When Fitzgerald's army service ended in 1919, he moved to New York to try to make a living as a writer. His first novel was published in 1920. Entitled This Side of Paradise, the book was a great success. At the time, energy and good spirits were pervasive in New York, prompting Fitzgerald to dub his era the “Jazz Age.” Fitzgerald himself soon became an icon of the heady period, and Zelda agreed to marry him. Between 1921 and 1922 he published a number of short stories, as well as another novel, The Beautiful and Damned. His characters tended to be disenchanted but romantic, and they inspired the very generation Fitzgerald sought to depict. In spite of his success, the expensive lifestyle Fitzgerald and his wife adopted burdened them with financial difficulties.They moved to Europe in 1924. While the couple was in Paris the following year, Fitzgerald published his third novel, The Great Gatsby. The work was Fitzgerald's masterpiece, but sales were modest.

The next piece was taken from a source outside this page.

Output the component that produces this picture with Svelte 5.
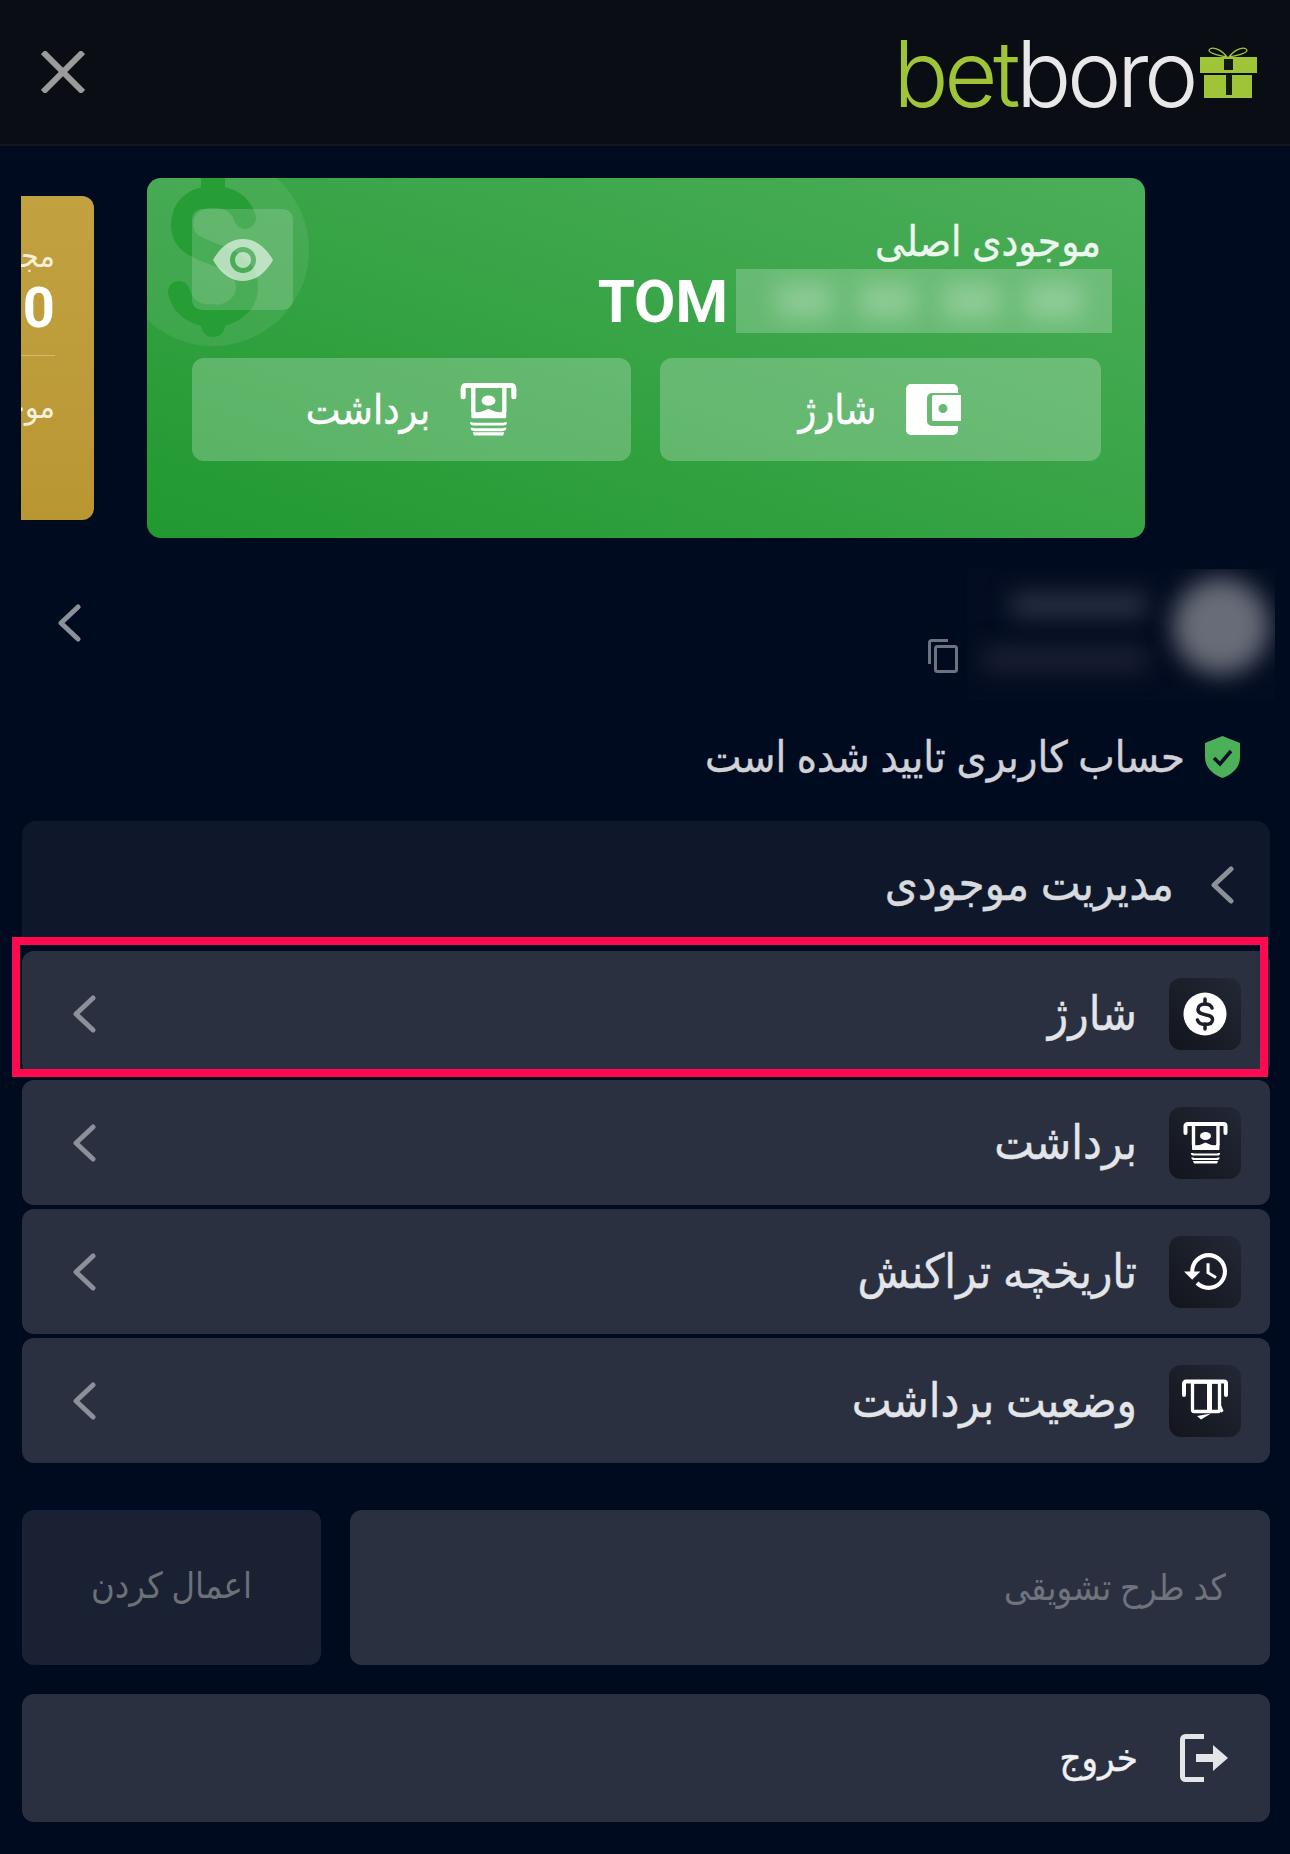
<script lang="ts">
const rows = [
	{ label: 'شارژ', icon: 'dollar' },
	{ label: 'برداشت', icon: 'atm' },
	{ label: 'تاریخچه تراکنش', icon: 'history' },
	{ label: 'وضعیت برداشت', icon: 'status' },
];
</script>

{#snippet atm()}
	<svg class="atm" viewBox="0 0 45 42" fill="none" stroke="#fff">
		<path d="M2.500 11V4a2 2 0 0 1 2-2h36a2 2 0 0 1 2 2v7" stroke-width="4" stroke-linecap="round" />
		<path d="M10.500 4v19M35 4v19" stroke-width="3.400" />
		<ellipse cx="22.500" cy="14" rx="5.500" ry="4" fill="#fff" stroke="none" />
		<path d="M9 22h3v1q4 1 10.500-2.500Q29 24 33 23v-1h3.500v5a1 1 0 0 1-1 1H10a1 1 0 0 1-1-1z" fill="#fff" stroke="none" />
		<path d="M9 31q0 1.500 2 1.500h23q2 0 2-1.500M9.500 35.500q0 1.500 2 1.500h22q2 0 2-1.500" stroke-width="2.200" />
		<path d="M10 39h25l-1 2.500H11z" fill="#fff" stroke="none" />
	</svg>
{/snippet}

{#snippet dollar()}
	<svg class="dollar" viewBox="0 0 44 44">
		<circle cx="22" cy="22" r="21.500" fill="#fff" />
		<path d="M29 16c-1-3-4-4-7-4-4 0-7 2-7 5.500 0 7.500 14.500 3 14.500 10 0 3.500-3.500 5-7.500 5-3.500 0-6.500-1.500-7.500-4.500" fill="none" stroke="#1b202c" stroke-width="3.500" stroke-linecap="round" />
		<path d="M22 7v5M22 32v5" stroke="#1b202c" stroke-width="3.500" stroke-linecap="round" />
	</svg>
{/snippet}

{#snippet history()}
	<svg class="history" viewBox="1 3 21 18" fill="#fff">
		<path d="M13 3c-4.970 0-9 4.030-9 9H1l3.890 3.890.070.140L9 12H6c0-3.870 3.130-7 7-7s7 3.130 7 7-3.130 7-7 7c-1.930 0-3.680-.790-4.940-2.060l-1.420 1.420C8.270 19.990 10.510 21 13 21c4.970 0 9-4.030 9-9s-4.030-9-9-9zm-1 5v5l4.280 2.540.720-1.210-3.500-2.080V8H12z" />
	</svg>
{/snippet}

{#snippet status()}
	<svg class="status" viewBox="0 0 48 43" fill="none" stroke="#fff">
		<path d="M3 16V4.500a2 2 0 0 1 2-2h38a2 2 0 0 1 2 2V16" stroke-width="4" stroke-linecap="round" />
		<rect x="11.500" y="3" width="27" height="29.500" rx="1.500" stroke-width="3.300" />
		<path d="M26 4h5v28h-5z" fill="#fff" stroke="none" />
		<path d="M40 26l2.500 6-2 1.500H40zM16 37l14-2.500-10 6z" fill="#fff" stroke="none" />
	</svg>
{/snippet}

<main dir="rtl">
	<header>
		<div class="logo">
			<svg class="gift" viewBox="0 0 56 52">
				<path d="M27 10C20 9 9 6 9 3.500 10-1 20 1 27 10zM29 10c7-1 18-4 18-6.500C46-1 36 1 29 10z" fill="none" stroke="#a0c438" stroke-width="1.300" />
				<path d="M0 10h57v16H0zM4 28h48v23H4z" fill="#a0c438" />
				<path d="M24 12h9v11h-9zM26 28h6v20h-6z" fill="#141a0e" />
			</svg>
			<span dir="ltr"><b>bet</b>boro</span>
		</div>
		<svg class="close" viewBox="0 0 44 42" fill="none" stroke="#9b9b9b" stroke-width="6">
			<path d="M2 1l40 40M42 1L2 41" />
		</svg>
	</header>

	<section class="carousel">
		<article class="card-green">
			<svg class="deco" viewBox="0 0 998 360">
				<circle cx="66" cy="72" r="96" fill="#fff" opacity=".08" />
				<path d="M98 40C94 26 82 19 66 19 46 19 35 31 35 47c0 36 65 22 65 62 0 18-16 29-34 29-17 0-30-8-34-24" fill="none" stroke="#279d36" stroke-width="22" stroke-linecap="round" />
				<path d="M66 -10v28M66 138v9" fill="none" stroke="#279d36" stroke-width="24" stroke-linecap="round" />
			</svg>
			<button class="eye" aria-label="show balance">
				<svg viewBox="0 0 60 42">
					<path fill-rule="evenodd" fill="#fff" opacity=".6" d="M0 21C8 7 18 0 30 0s22 7 30 21c-8 14-18 21-30 21S8 35 0 21zM30 8a13 13 0 1 0 0 26 13 13 0 0 0 0-26zM30 13a8 8 0 1 1 0 16 8 8 0 0 1 0-16z" />
				</svg>
			</button>
			<div class="label">موجودی اصلی</div>
			<div class="amount" dir="ltr">
				<span>TOM</span>
				<div class="hidden-value"><i></i><i></i><i></i><i></i></div>
			</div>
			<div class="actions">
				<button>
					<svg class="wallet" viewBox="0 0 56 51">
						<path fill="#fff" d="M5 0h42a5 5 0 0 1 5 5v4H26a5 5 0 0 0-5 5v23a5 5 0 0 0 5 5h26v4a5 5 0 0 1-5 5H5a5 5 0 0 1-5-5V5a5 5 0 0 1 5-5z" />
						<path fill="#fff" fill-rule="evenodd" d="M28 11h27v26H28a2 2 0 0 1-2-2V13a2 2 0 0 1 2-2zM37 20a4.500 4.500 0 1 0 0 9 4.500 4.500 0 0 0 0-9z" />
					</svg>
					شارژ
				</button>
				<button>{@render atm()} برداشت</button>
			</div>
		</article>
		<article class="card-gold">
			<div class="gold-title">مجموع موجودی</div>
			<div class="gold-value" dir="ltr">TOM 1,000</div>
			<hr />
			<div class="gold-sub">موجودی جایزه</div>
		</article>
	</section>

	<section class="user">
		<div class="user-blur">
			<div class="avatar"></div>
			<div class="lines"><i></i><i></i></div>
		</div>
		<svg class="copy" viewBox="0 0 30 34" fill="none" stroke="#6d7280" stroke-width="3">
			<path d="M1.500 25V3.500a2 2 0 0 1 2-2H20" />
			<rect x="7.500" y="7.500" width="21" height="25" rx="2" />
		</svg>
		<svg class="chevron user-chevron" viewBox="0 0 24 38"><path d="M21 3L4 19l17 16" /></svg>
	</section>

	<div class="verified">
		<svg viewBox="0 0 35 42">
			<path d="M17.500 0L35 7v14c0 10-7 17-17.500 21C7 38 0 31 0 21V7z" fill="#4caf5a" />
			<path d="M9 22l6 6 11-13" fill="none" stroke="#0a1224" stroke-width="3.500" />
		</svg>
		حساب کاربری تایید شده است
	</div>

	<div class="panel-head">
		<svg class="chevron" viewBox="0 0 24 38"><path d="M21 3L4 19l17 16" /></svg>
		<h2>مدیریت موجودی</h2>
	</div>

	<nav>
		<div class="highlight"></div>
		{#each rows as row}
			<a href="#{row.icon}" class="row">
				<span class="icon-box">
					{#if row.icon === 'dollar'}
						{@render dollar()}
					{:else if row.icon === 'atm'}
						{@render atm()}
					{:else if row.icon === 'history'}
						{@render history()}
					{:else}
						{@render status()}
					{/if}
				</span>
				<span class="row-label">{row.label}</span>
				<svg class="chevron" viewBox="0 0 24 38"><path d="M21 3L4 19l17 16" /></svg>
			</a>
		{/each}
	</nav>

	<form class="promo" onsubmit={(e) => e.preventDefault()}>
		<input type="text" placeholder="کد طرح تشویقی" />
		<button disabled>اعمال کردن</button>
	</form>

	<button class="logout">
		<svg viewBox="0 0 48 48">
			<path d="M24 2.500H5.500a3 3 0 0 0-3 3v37a3 3 0 0 0 3 3H24" fill="none" stroke="#e4e5e8" stroke-width="5" />
			<path d="M16 20h17v-9l15 13-15 13v-9H16z" fill="#e4e5e8" />
		</svg>
		خروج
	</button>
</main>

<style>
	:global(body) {
		background: #010b20;
	}

	main {
		width: 1290px;
		height: 1854px;
		overflow: hidden;
		font-family: Roboto, "DejaVu Sans Condensed", "DejaVu Sans", sans-serif;
		color: #d8dade;
	}

	button {
		font: inherit;
		border: none;
		cursor: pointer;
	}

	header {
		height: 144px;
		box-sizing: content-box;
		border-bottom: 2px solid #12161d;
		background: #0a0d14;
		display: flex;
		align-items: center;
		justify-content: space-between;
		padding: 0 34px 0 41px;
	}

	.close {
		width: 44px;
		height: 42px;
	}

	.logo {
		display: flex;
		align-items: center;
		gap: 6px;
	}

	.logo span {
		font-family: Inter, sans-serif;
		font-weight: 260;
		font-size: 92px;
		letter-spacing: -4.500px;
		line-height: 1;
		color: #e8e8e8;
		margin-top: 4px;
	}

	.logo b {
		font-weight: 260;
		color: #a0c438;
	}

	.gift {
		width: 56px;
		height: 52px;
		margin-top: 2px;
		overflow: visible;
	}

	.carousel {
		display: flex;
		align-items: center;
		gap: 53px;
		margin: 32px 20px 0 21px;
		padding-right: 125px;
		overflow: hidden;
	}

	.card-green {
		position: relative;
		flex: 0 0 998px;
		height: 360px;
		box-sizing: border-box;
		padding: 38px 44px 0 44px;
		border-radius: 14px;
		overflow: hidden;
		background: linear-gradient(to top right, #219930, #4cae5a);
		display: flex;
		flex-direction: column;
	}

	.deco {
		position: absolute;
		inset: 0;
		width: 100%;
		height: 100%;
		pointer-events: none;
	}

	.eye {
		position: absolute;
		left: 45px;
		top: 31px;
		width: 101px;
		height: 101px;
		padding: 0;
		border-radius: 10px;
		background: rgba(255, 255, 255, 0.16);
		display: flex;
		align-items: center;
		justify-content: center;
	}

	.eye svg {
		width: 60px;
		height: 42px;
	}

	.label {
		position: relative;
		font-size: 42px;
		line-height: 52px;
		color: #edf6ee;
		-webkit-text-stroke: 0.4px #edf6ee;
	}

	.amount {
		position: relative;
		display: flex;
		align-items: center;
		justify-content: flex-end;
		gap: 8px;
		margin-right: -11px;
		height: 64px;
		margin-top: 1px;
	}

	.amount span {
		font-size: 60px;
		font-weight: 700;
		color: #fff;
	}

	.hidden-value {
		width: 376px;
		height: 64px;
		overflow: hidden;
		display: flex;
		align-items: center;
		justify-content: space-between;
		padding: 0 30px 0 40px;
		box-sizing: border-box;
		background: rgba(255, 255, 255, 0.22);
	}

	.hidden-value i {
		display: block;
		height: 34px;
		width: 56px;
		background: rgba(255, 255, 255, 0.26);
		filter: blur(12px);
	}

	.actions {
		position: relative;
		display: grid;
		grid-template-columns: 441px 439px;
		gap: 29px;
		margin: 25px 0 0 0;
	}

	.actions button {
		height: 103px;
		border-radius: 12px;
		background: rgba(255, 255, 255, 0.24);
		color: #fff;
		font-size: 41px;
		-webkit-text-stroke: 0.4px #fff;
		display: flex;
		align-items: center;
		justify-content: center;
		gap: 30px;
	}

	.wallet {
		width: 56px;
		height: 51px;
	}

	.actions .atm {
		width: 57px;
		height: 55px;
	}

	.card-gold {
		flex: 0 0 900px;
		height: 324px;
		box-sizing: border-box;
		padding: 38px 39px 0 0;
		border-radius: 12px;
		background: linear-gradient(to bottom, #c2a141, #b89733);
		color: #fff;
	}

	.gold-title {
		font-size: 32px;
		line-height: 44px;
		color: #f7efd8;
	}

	.gold-value {
		font-size: 56px;
		font-weight: 700;
		line-height: 68px;
		text-align: right;
		margin-top: -4px;
	}

	.card-gold hr {
		border: none;
		height: 1px;
		background: rgba(255, 255, 255, 0.3);
		margin: 13px 0 0 0;
	}

	.gold-sub {
		font-size: 32px;
		line-height: 44px;
		margin-top: 29px;
		color: #f7efd8;
	}

	.user {
		display: flex;
		align-items: flex-start;
		height: 131px;
		margin-top: 31px;
		padding: 0 15px 0 0;
	}

	.user-blur {
		flex: 0 0 308px;
		height: 131px;
		display: flex;
		align-items: center;
		gap: 26px;
		overflow: hidden;
		background: #030c20;
	}

	.avatar {
		flex: none;
		width: 96px;
		height: 96px;
		margin: -18px 6px 0 0;
		border-radius: 50%;
		background: #686c78;
		filter: blur(12px);
	}

	.lines {
		display: flex;
		flex-direction: column;
		gap: 32px;
		flex: 1;
		margin-top: -6px;
	}

	.lines i {
		display: block;
		height: 22px;
		background: #30364a;
		filter: blur(12px);
		width: 136px;
	}

	.lines i:last-child {
		background: #1f2436;
		width: 165px;
	}

	.copy {
		width: 30px;
		height: 34px;
		margin: 70px 9px 0 0;
	}

	.chevron {
		width: 24px;
		height: 38px;
		fill: none;
		stroke: #8c9098;
		stroke-width: 5;
		stroke-linecap: round;
		stroke-linejoin: round;
		flex: none;
	}

	.user-chevron {
		margin: 35px auto 0 57px;
	}

	.verified {
		display: flex;
		align-items: center;
		gap: 20px;
		height: 42px;
		margin: 36px 50px 0 0;
		font-size: 43px;
		color: #d0d2d8;
		-webkit-text-stroke: 0.4px #d0d2d8;
	}

	.verified svg {
		width: 35px;
		height: 42px;
		flex: none;
	}

	.panel-head {
		display: flex;
		align-items: center;
		gap: 36px;
		height: 124px;
		margin: 43px 20px 0 22px;
		padding: 4px 36px 0 0;
		box-sizing: border-box;
		border-radius: 14px 14px 0 0;
		background: #0f182b;
	}

	.panel-head h2 {
		margin: 0 0 4px;
		font-size: 47px;
		font-weight: 400;
		color: #d8dade;
		-webkit-text-stroke: 0.4px #d8dade;
	}

	nav {
		position: relative;
		display: flex;
		flex-direction: column;
		gap: 4px;
		margin: 6px 20px 0 22px;
	}

	.highlight {
		position: absolute;
		left: -10px;
		right: 2px;
		top: -14px;
		height: 140px;
		box-sizing: border-box;
		border: 8px solid #ff0a50;
		z-index: 2;
		pointer-events: none;
	}

	.row {
		display: flex;
		align-items: center;
		gap: 32px;
		height: 125px;
		padding: 0 29px 0 50px;
		border-radius: 12px;
		background: #2a3040;
		color: #e4e5e8;
		text-decoration: none;
		font-size: 47px;
		-webkit-text-stroke: 0.4px #e4e5e8;
	}

	.icon-box {
		flex: none;
		width: 72px;
		height: 72px;
		border-radius: 12px;
		background: linear-gradient(to top right, #12151c, #232836);
		display: flex;
		align-items: center;
		justify-content: center;
	}

	.row-label {
		flex: 1;
	}

	.dollar {
		width: 44px;
		height: 44px;
	}

	.icon-box .atm {
		width: 45px;
		height: 42px;
	}

	.history {
		width: 43px;
		height: 37px;
	}

	.icon-box .status {
		width: 48px;
		height: 43px;
	}

	.promo {
		display: flex;
		gap: 29px;
		margin: 47px 20px 0 22px;
		height: 155px;
	}

	.promo input {
		flex: 1;
		min-width: 0;
		border: none;
		outline: none;
		border-radius: 12px;
		background: #2a3040;
		padding: 0 44px 0 44px;
		font: inherit;
		font-size: 36px;
		color: #fff;
	}

	.promo input::placeholder {
		color: #6f737c;
	}

	.promo button {
		flex: 0 0 299px;
		border-radius: 12px;
		background: #1a2132;
		color: #6c7079;
		font-size: 36px;
		padding-bottom: 4px;
	}

	.logout {
		display: flex;
		align-items: center;
		gap: 42px;
		width: 1248px;
		height: 128px;
		margin: 29px 20px 0 0;
		padding: 0 42px;
		border-radius: 12px;
		background: #2a3040;
		color: #f0f1f3;
		font-size: 38px;
		-webkit-text-stroke: 0.4px #f0f1f3;
	}

	.logout svg {
		width: 48px;
		height: 48px;
		flex: none;
	}
</style>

He and his wife returned to the US in 1931. Zelda was diagnosed with schizophrenia and began a series of stays at psychiatric clinics. Lonely, depressed and by now an alcoholic, Fitzgerald still managed to complete his fourth novel, Tender is the Night, in 1934. Unfortunately, the effort did little to revive his success with the public. Fitzgerald mounted another effort to escape his crisis in 1937, when he started work on Hollywood screenplays. His projects included collaboration with director George Cukor on the film The Women. Fitzgerald died of heart failure on December 21, 1940. He was 43. At the time, he was working on his fifth novel, The Last Tycoon. The work was published in incomplete form in 1941, contributing to Fitzgerald’s posthumous fame. Eight years after his death, Zelda Fitzgerald was one of the victims in a fire that destroyed her psychiatric clinic.